Bird influenza cases spreading across Michigan; latest is in Oakland County

Michigan agriculture and wildlife experts said Friday highly pathogenic avian influenza (HPAI) has been detected in at least nine Michigan counties in the past two months, most recently in a non-commercial backyard poultry flock from Oakland County.

The Michigan Department of Agriculture and Rural Development and the Michigan State University Veterinary Diagnostic Laboratory said while cooler temperatures and damp conditions continue, the risk for disease remains high and bird owners should take steps to protect their flocks.
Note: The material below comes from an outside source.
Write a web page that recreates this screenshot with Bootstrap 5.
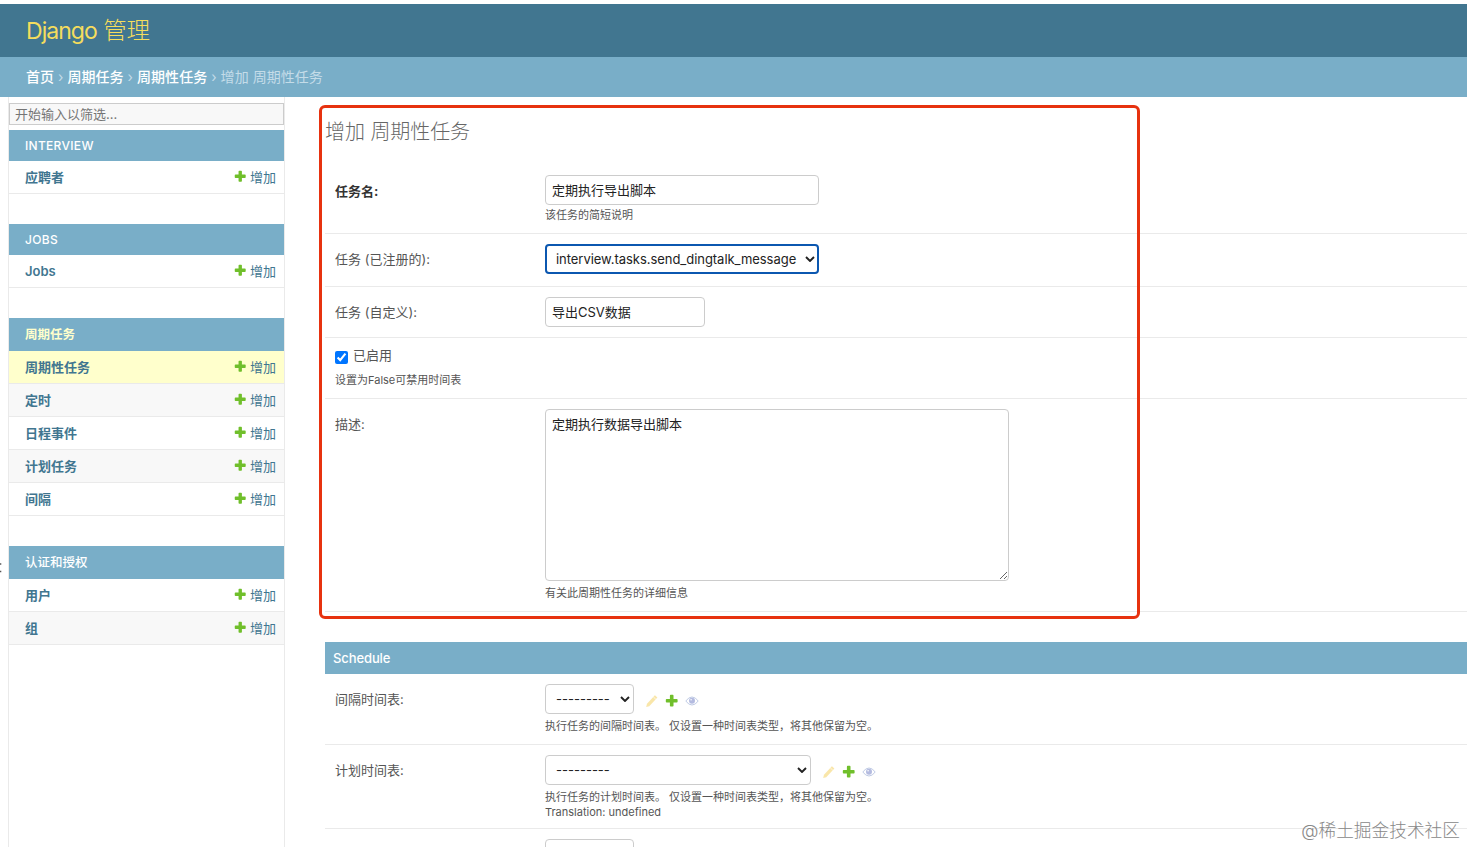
<!DOCTYPE html>
<html lang="zh-CN">
<head>
<meta charset="utf-8">
<meta name="viewport" content="width=device-width, initial-scale=1">
<title>增加 周期性任务 | Django 管理</title>
<link href="https://cdn.jsdelivr.net/npm/bootstrap@5.3.0/dist/css/bootstrap.min.css" rel="stylesheet">
<style>
  body { font-family: Inter, "Noto Sans CJK SC", sans-serif; font-size: 13px; line-height: 20px; color: #333; background: #fff; height: 847px; overflow: hidden; padding-top: 4px; }
  a { color: #417690; text-decoration: none; }
  .site-header { height: 53px; background: #417690; padding: 0 26px; }
  .site-header a { color: #f5dd5d; font-size: 23.5px; font-weight: 300; letter-spacing: -.2px; line-height: 53px; }
  .site-header .latin-part { font-weight: 400; font-size: 23px; letter-spacing: -.95px; }
  .crumbs { height: 40px; background: #79aec8; color: #c4dce8; font-size: 14px; padding: 0 26px; white-space: pre; letter-spacing: .04px; }
  .crumbs a { color: #fff; font-weight: 500; }
  .page-body { height: 750px; }
  .toggle-strip { width: 8px; }
  .toggle-strip svg { margin-top: 465px; display: block; }
  .side-nav { width: 277px; border: 1px solid #eaeaea; border-width: 0 1px; padding-top: 6px; }
  .side-nav .filter { height: 22px; border: 1px solid #ccc; border-radius: 0; background: #f8f8f8; padding: 0 5px; font-size: 13px; color: #666; margin-bottom: 5px; }
  .filter::placeholder { color: #757575; }
  .module { margin-bottom: 30px; }
  .module-title { height: 33px; background: #79aec8; color: #fff; font-size: 12.5px; font-weight: 500; padding: 0 16px; }
  .module-title.latin { height: 31px; font-size: 12px; letter-spacing: .3px; }
  .module-title.current { color: #ffc; font-weight: 700; }
  .nav-line { height: 33px; border-bottom: 1px solid #eaeaea; padding: 0 8px 0 16px; }
  .nav-line:nth-child(odd) { background: #f8f8f8; }
  .nav-line.current { background: #ffc; }
  .nav-line .name { font-weight: 600; }
  .nav-line svg { margin-right: 3px; margin-top: -1px; }
  .content { margin-left: 40px; }
  .page-title { font-size: 20px; font-weight: 300; color: #666; height: 68px; line-height: 30px; padding-top: 20px; margin: 0; letter-spacing: -.08px; }
  .form-line { border-bottom: 1px solid #eaeaea; padding: 10px; color: #555; }
  .form-line > label { width: 210px; line-height: 20px; padding-top: 5px; color: #555; }
  .form-line > label.required { color: #333; font-weight: 700; padding-top: 6px; }
  .form-line.check-line { padding-top: 7px; }
  .check-line .note { margin-top: 8px; }
  .ctl { display: block; height: 30px; border: 1px solid #ccc; border-radius: 4px; padding: 0 6px; font-size: 13px; color: #222; background-color: #fff; outline: 0; }
  input.ctl { padding-bottom: 2px; }
  select.ctl { appearance: none; padding: 0 18px 0 10px; background: #fff url("data:image/svg+xml,%3Csvg xmlns='http://www.w3.org/2000/svg' width='10' height='6'%3E%3Cpath d='M1 1l4 4 4-4' fill='none' stroke='%23222' stroke-width='1.9'/%3E%3C/svg%3E") no-repeat right 3px center; }
  select.ctl.focused { border: 2px solid #0b57b0; padding-left: 9px; background-position: right 2px center; letter-spacing: -.04px; }
  textarea.ctl { height: 172px; width: 464px; padding: 4px 6px; line-height: 20px; resize: both; }
  .note { font-size: 11px; line-height: 15px; color: #555; }
  .note-wide { margin-top: 5px; }
  .set-title { background: #79aec8; color: #fff; height: 32px; font-weight: 500; padding: 1px 8px 0; margin-top: 30px; font-size: 13px; letter-spacing: -.1px; }
  .related { gap: 6px; padding-left: 11px; padding-top: 3px; }
  .related .off { opacity: .35; }
  .marker { left: -6px; top: 8px; width: 821px; height: 514px; border: 3px solid #e7320f; border-radius: 6px; pointer-events: none; }
  .enabled-box { width: 13px; height: 13px; margin: 6px 5px 0 0; }
  .watermark { right: 7px; bottom: 3px; font-size: 17.7px; line-height: 26px; font-weight: 300; color: #888; }
</style>
</head>
<body class="position-relative">
<svg class="d-none">
  <symbol id="plus" viewBox="0 0 12 12"><path d="M4.200 1.400q0-.7.7-.7h1.700q.7 0 .7.7v2.800h2.800q.7 0 .7.7v1.700q0 .7-.7.7H7.300v2.800q0 .7-.7.7H4.900q-.7 0-.7-.7V7.300H1.400q-.7 0-.7-.7V4.900q0-.7.7-.7h2.800z" fill="#70bf2b"/></symbol>
  <symbol id="pencil" viewBox="0 0 14 14"><path d="M9.900 1.300l2.500 2.200-8.200 8.700L1.200 13l.8-3.200z" fill="#efb80b"/><path d="M8.300 2.900l2.500 2.300" stroke="#fff" stroke-width=".7"/></symbol>
  <symbol id="eye" viewBox="0 0 14 14"><path d="M.8 7Q3.600 3 7 3t6.200 4Q10.400 11 7 11T.8 7z" fill="none" stroke="#4a6ab5" stroke-width="1"/><circle cx="7" cy="6.700" r="3" fill="#2b40a8"/><circle cx="6.100" cy="5.700" r=".8" fill="#fff"/></symbol>
</svg>

<header class="site-header d-flex align-items-center"><a href="#"><span class="latin-part">Django</span> 管理</a></header>
<nav class="crumbs d-flex align-items-center"><a href="#">首页</a> › <a href="#">周期任务</a> › <a href="#">周期性任务</a> › 增加 周期性任务</nav>

<div class="page-body d-flex">
  <div class="toggle-strip flex-shrink-0"><svg width="8" height="12"><path d="M0 2h1.300M0 9.500h1.300" stroke="#555" stroke-width="1.500"/></svg></div>
  <aside class="side-nav flex-shrink-0">
    <input class="filter d-block w-100" type="search" placeholder="开始输入以筛选...">
    <section class="module">
      <div class="module-title latin d-flex align-items-center">INTERVIEW</div>
      <div class="nav-line d-flex align-items-center"><a class="name me-auto" href="#">应聘者</a><svg width="13" height="13"><use href="#plus"/></svg><a href="#">增加</a></div>
    </section>
    <section class="module">
      <div class="module-title latin d-flex align-items-center">JOBS</div>
      <div class="nav-line d-flex align-items-center"><a class="name me-auto" href="#">Jobs</a><svg width="13" height="13"><use href="#plus"/></svg><a href="#">增加</a></div>
    </section>
    <section class="module">
      <div class="module-title current d-flex align-items-center">周期任务</div>
      <div class="nav-line current d-flex align-items-center"><a class="name me-auto" href="#">周期性任务</a><svg width="13" height="13"><use href="#plus"/></svg><a href="#">增加</a></div>
      <div class="nav-line d-flex align-items-center"><a class="name me-auto" href="#">定时</a><svg width="13" height="13"><use href="#plus"/></svg><a href="#">增加</a></div>
      <div class="nav-line d-flex align-items-center"><a class="name me-auto" href="#">日程事件</a><svg width="13" height="13"><use href="#plus"/></svg><a href="#">增加</a></div>
      <div class="nav-line d-flex align-items-center"><a class="name me-auto" href="#">计划任务</a><svg width="13" height="13"><use href="#plus"/></svg><a href="#">增加</a></div>
      <div class="nav-line d-flex align-items-center"><a class="name me-auto" href="#">间隔</a><svg width="13" height="13"><use href="#plus"/></svg><a href="#">增加</a></div>
    </section>
    <section class="module">
      <div class="module-title d-flex align-items-center">认证和授权</div>
      <div class="nav-line d-flex align-items-center"><a class="name me-auto" href="#">用户</a><svg width="13" height="13"><use href="#plus"/></svg><a href="#">增加</a></div>
      <div class="nav-line d-flex align-items-center"><a class="name me-auto" href="#">组</a><svg width="13" height="13"><use href="#plus"/></svg><a href="#">增加</a></div>
    </section>
  </aside>

  <main class="content flex-grow-1 position-relative">
    <h1 class="page-title">增加 周期性任务</h1>
    <div class="form-line d-flex" style="height:69px">
      <label class="required" for="name">任务名:</label>
      <div><input id="name" class="ctl" style="width:274px" value="定期执行导出脚本"><div class="note mt-1 lh-sm">该任务的简短说明</div></div>
    </div>
    <div class="form-line d-flex" style="height:53px">
      <label for="regtask">任务 (已注册的):</label>
      <select id="regtask" class="ctl focused" style="width:274px"><option>interview.tasks.send_dingtalk_message</option></select>
    </div>
    <div class="form-line d-flex" style="height:51px">
      <label for="task">任务 (自定义):</label>
      <input id="task" class="ctl" style="width:160px" value="导出CSV数据">
    </div>
    <div class="form-line check-line" style="height:61px">
      <div class="d-flex"><input id="enabled" class="enabled-box" type="checkbox" checked><label for="enabled">已启用</label></div>
      <div class="note">设置为False可禁用时间表</div>
    </div>
    <div class="form-line d-flex" style="height:213px">
      <label for="desc">描述:</label>
      <div><textarea id="desc" class="ctl">定期执行数据导出脚本</textarea><div class="note note-wide">有关此周期性任务的详细信息</div></div>
    </div>
    <h2 class="set-title d-flex align-items-center mb-0">Schedule</h2>
    <div class="form-line d-flex" style="height:71px">
      <label for="interval">间隔时间表:</label>
      <div>
        <div class="d-flex align-items-center"><select id="interval" class="ctl" style="width:89px"><option>---------</option></select>
          <div class="related d-flex"><svg class="off" width="14" height="14"><use href="#pencil"/></svg><svg width="14" height="14"><use href="#plus"/></svg><svg class="off" width="14" height="14"><use href="#eye"/></svg></div></div>
        <div class="note note-wide">执行任务的间隔时间表。 仅设置一种时间表类型，将其他保留为空。</div>
      </div>
    </div>
    <div class="form-line d-flex" style="height:84px">
      <label for="crontab">计划时间表:</label>
      <div>
        <div class="d-flex align-items-center"><select id="crontab" class="ctl" style="width:266px"><option>---------</option></select>
          <div class="related d-flex"><svg class="off" width="14" height="14"><use href="#pencil"/></svg><svg width="14" height="14"><use href="#plus"/></svg><svg class="off" width="14" height="14"><use href="#eye"/></svg></div></div>
        <div class="note note-wide">执行任务的计划时间表。 仅设置一种时间表类型，将其他保留为空。<br>Translation: undefined</div>
      </div>
    </div>
    <div class="form-line d-flex">
      <label></label>
      <select class="ctl" style="width:89px"><option>---------</option></select>
    </div>
    <div class="marker position-absolute"></div>
  </main>
</div>
<div class="watermark position-absolute">@稀土掘金技术社区</div>
<script src="https://cdn.jsdelivr.net/npm/bootstrap@5.3.0/dist/js/bootstrap.bundle.min.js"></script>
</body>
</html>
HPAI is viewed as a highly contagious virus that can be spread in various ways from flock to flock, including by wild birds, through contact with infected poultry, equipment, and on the clothing and shoes of caretakers.

To protect other flocks in Michigan, the Oakland County premises is currently under quarantine, and the birds will be depopulated to prevent disease spread, officials said. The affected flock contained about 40 birds of different species.

“At this time, HPAI continues to mainly be spread through the migration of wild birds,” State Veterinarian Dr. Nora Wineland said in release. “It is important for bird owners to stop this route of transmission by keeping their flocks away from bodies of water wild birds could visit, bringing their flocks indoors, and following other protocols to prevent the virus from being introduced to their birds.